Windschuttle has extensively spoken and written in response to The Other side of the Frontier, rejecting Reynolds' arguments and questioning his methodology. He has argued that Reynolds has misinterpreted or misunderstood the original sources in his book, resulting in inaccurate claims. Windschuttle notes that the original sources Reynolds has used (which he does not reveal), have admitted guessing the death toll of Indigenous people with no clear knowledge of the actual numbers.

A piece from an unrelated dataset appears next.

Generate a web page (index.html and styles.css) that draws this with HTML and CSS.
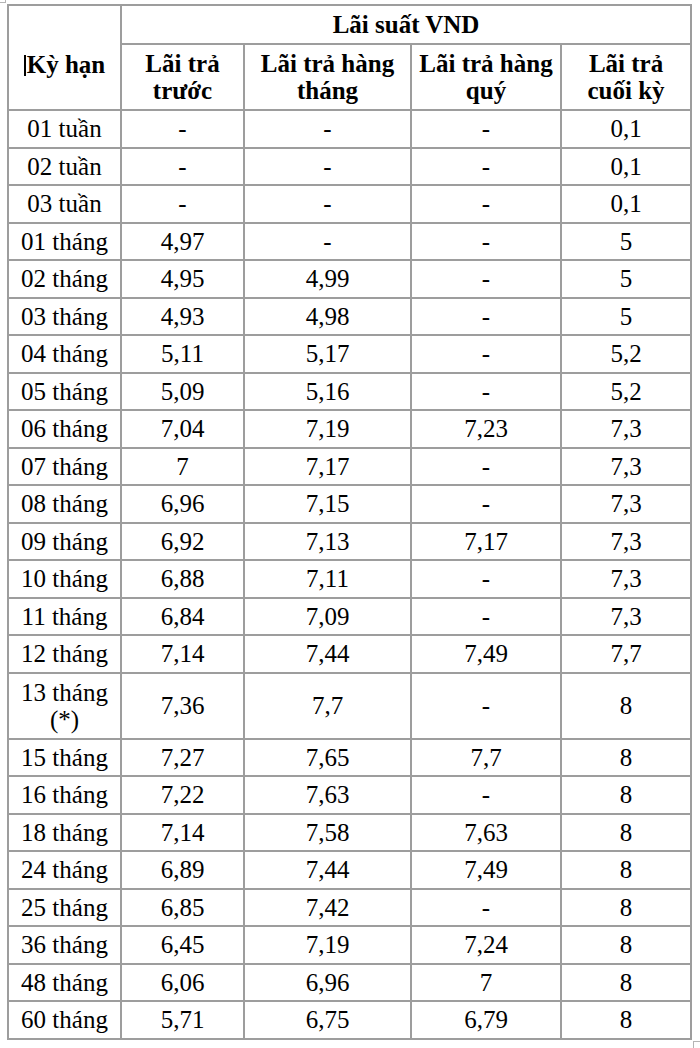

In addition, Windschuttle also argues that Reynolds exaggerates the death toll of Indigenous people in his book, in order to support his claims about European settlement in Australia. Reynolds, as Windschuttle argues, achieves this by deliberately taking out of context historical sources, like British settlers' ones, to support his claims on Australian history. With regard to Reynolds' methodology of recording Indigenous people's death toll during European settlement, Windschuttle notes:

The Other Side of the Frontier has also been criticised for the socio-political aftermath of the book. Nick Minchin, former Australian federal senator, argued that the book makes reconciliation in Australia "even harder to achieve", by discussing the genocide and hardship Indigenous communities' experiences during European settlement, which stands responsible for Indigenous peoples' generational trauma today.

This fits into a wider narrative of criticism against Reynolds and his work, targeting his particularly dark and bloody presentation of Australian history. It is for these reasons that the book has been characterised as unpatriotic by Windschuttle and other conservatives.